-- start DATA SHOWN --

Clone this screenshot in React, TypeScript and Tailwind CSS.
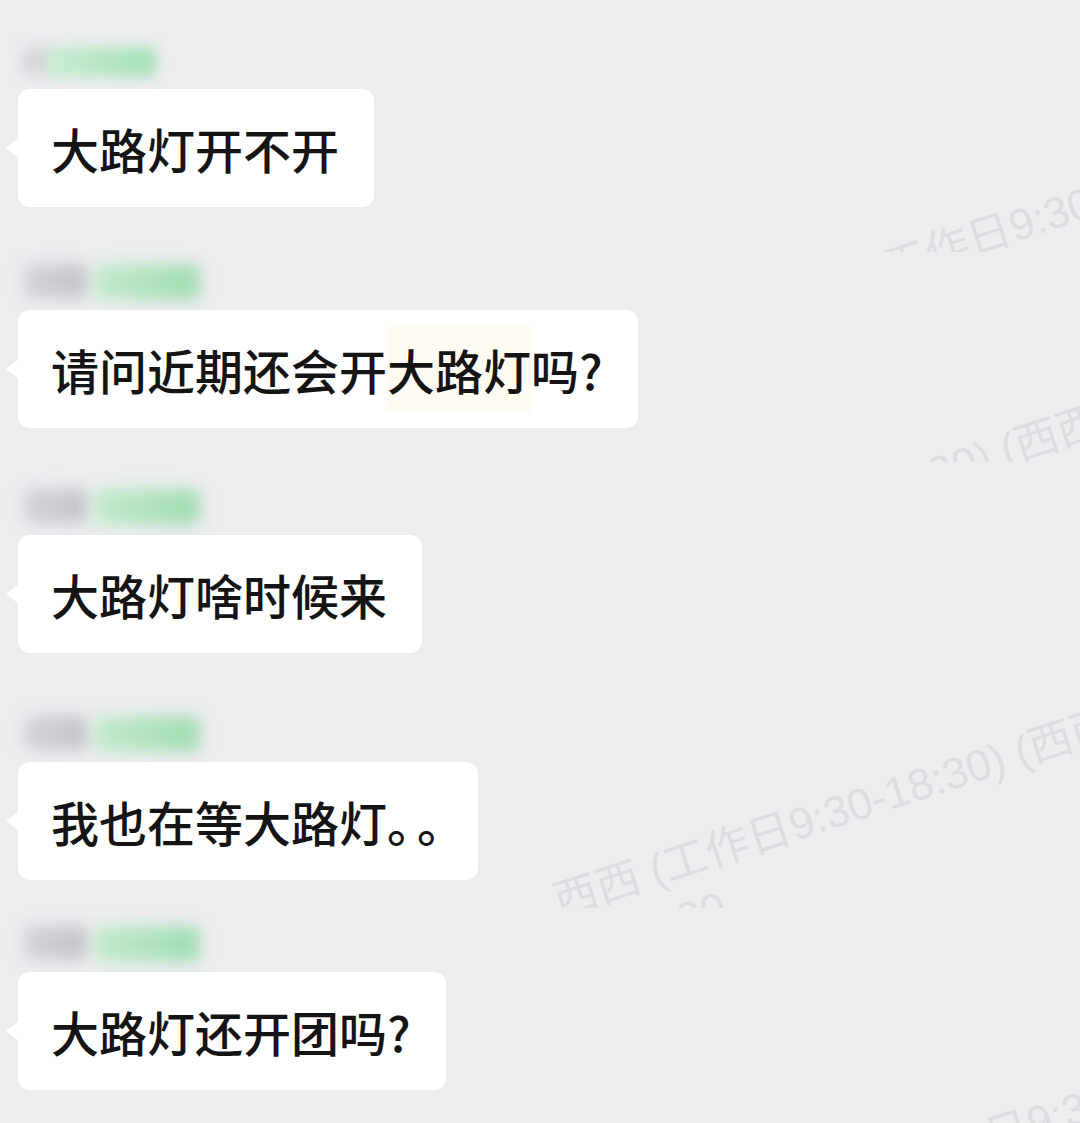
import React from "react";

const font = { fontFamily: '"Noto Sans CJK SC", "Noto Sans", sans-serif' };
const wmFont = { fontFamily: '"Liberation Sans", "Noto Sans CJK SC", sans-serif' };

function NameBlur({ first }: { first?: boolean }) {
  if (first) {
    return (
      <div className="relative h-[50px] w-[220px]">
        <div className="absolute left-[22px] top-[8px] h-[28px] w-[34px] rounded-md bg-[#d6d7db] blur-[7px]" />
        <div className="absolute left-[48px] top-[8px] h-[30px] w-[108px] rounded-md bg-gradient-to-r from-[#c8edd3] to-[#a3e0b4] blur-[7px]" />
      </div>
    );
  }
  return (
    <div className="relative h-[50px] w-[220px]">
      <div className="absolute left-[24px] top-[4px] h-[34px] w-[64px] rounded-lg bg-gradient-to-r from-[#d3d4d8] to-[#c2c3c8] blur-[8px]" />
      <div className="absolute left-[94px] top-[4px] h-[36px] w-[106px] rounded-lg bg-gradient-to-r from-[#c3ebcd] to-[#9fdcb0] blur-[8px]" />
    </div>
  );
}

function Bubble({ children }: { children: React.ReactNode }) {
  return (
    <div className="relative ml-[18px] inline-flex h-[118px] items-center rounded-[12px] bg-white pl-[33px] pr-[35px]">
      <div className="absolute left-[-12px] top-1/2 h-0 w-0 -translate-y-1/2 border-y-[10px] border-r-[13px] border-y-transparent border-r-white" />
      <span className="whitespace-nowrap text-[48px] font-medium leading-none text-[#141414]" style={font}>
        {children}
      </span>
    </div>
  );
}

function WmLine({ className, text }: { className: string; text: string }) {
  return (
    <div
      className={
        "pointer-events-none absolute origin-bottom-left -rotate-[18deg] whitespace-nowrap text-[44px] leading-none text-[#dcdde1] " +
        className
      }
      style={wmFont}
    >
      {text}
    </div>
  );
}

const WM = "西西 (工作日9:30-18:30) (西西 (工作日9:30-18:30)";

export default function App() {
  return (
    <div className="relative h-[1123px] w-[1080px] overflow-hidden bg-[#ededf0]">
      {/* watermark fragments */}
      <div className="pointer-events-none absolute left-0 top-0 h-[252px] w-[1080px] overflow-hidden">
        <WmLine className="left-[782px] top-[281px]" text={WM} />
      </div>
      <div className="pointer-events-none absolute left-0 top-0 h-[462px] w-[1080px] overflow-hidden">
        <WmLine className="left-[548px] top-[578px]" text={WM} />
      </div>
      <div className="pointer-events-none absolute left-0 top-0 h-[908px] w-[1080px] overflow-hidden">
        <WmLine className="left-[562px] top-[880px]" text={WM} />
        <WmLine className="left-[650px] top-[909px]" text="8:30" />
      </div>
      <WmLine className="left-[800px] top-[1178px]" text={WM} />

      <div className="relative flex flex-col items-start pt-[39px]">
        <div className="flex flex-col items-start">
          <NameBlur first />
          <Bubble>大路灯开不开</Bubble>
        </div>
        <div className="mt-[53px] flex flex-col items-start">
          <NameBlur />
          <Bubble>
            请问近期还会开<span className="bg-[#fdfbf2] py-[8px]">大路灯</span>吗?
          </Bubble>
        </div>
        <div className="mt-[57px] flex flex-col items-start">
          <NameBlur />
          <Bubble>大路灯啥时候来</Bubble>
        </div>
        <div className="mt-[59px] flex flex-col items-start">
          <NameBlur />
          <Bubble>
            我也在等大路灯<span className="inline-block w-[30px] overflow-visible">。</span>
            <span className="inline-block w-[26px] overflow-visible">。</span>
          </Bubble>
        </div>
        <div className="mt-[42px] flex flex-col items-start">
          <NameBlur />
          <Bubble>大路灯还开团吗?</Bubble>
        </div>
      </div>
    </div>
  );
}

-- end DATA SHOWN --

WRITTEN PROBLEM:
Find each line that has the word "React", then copy it out.

RESPONSE BELOW:
Clone this screenshot in React, TypeScript and Tailwind CSS.
import React from "react";
function Bubble({ children }: { children: React.ReactNode }) {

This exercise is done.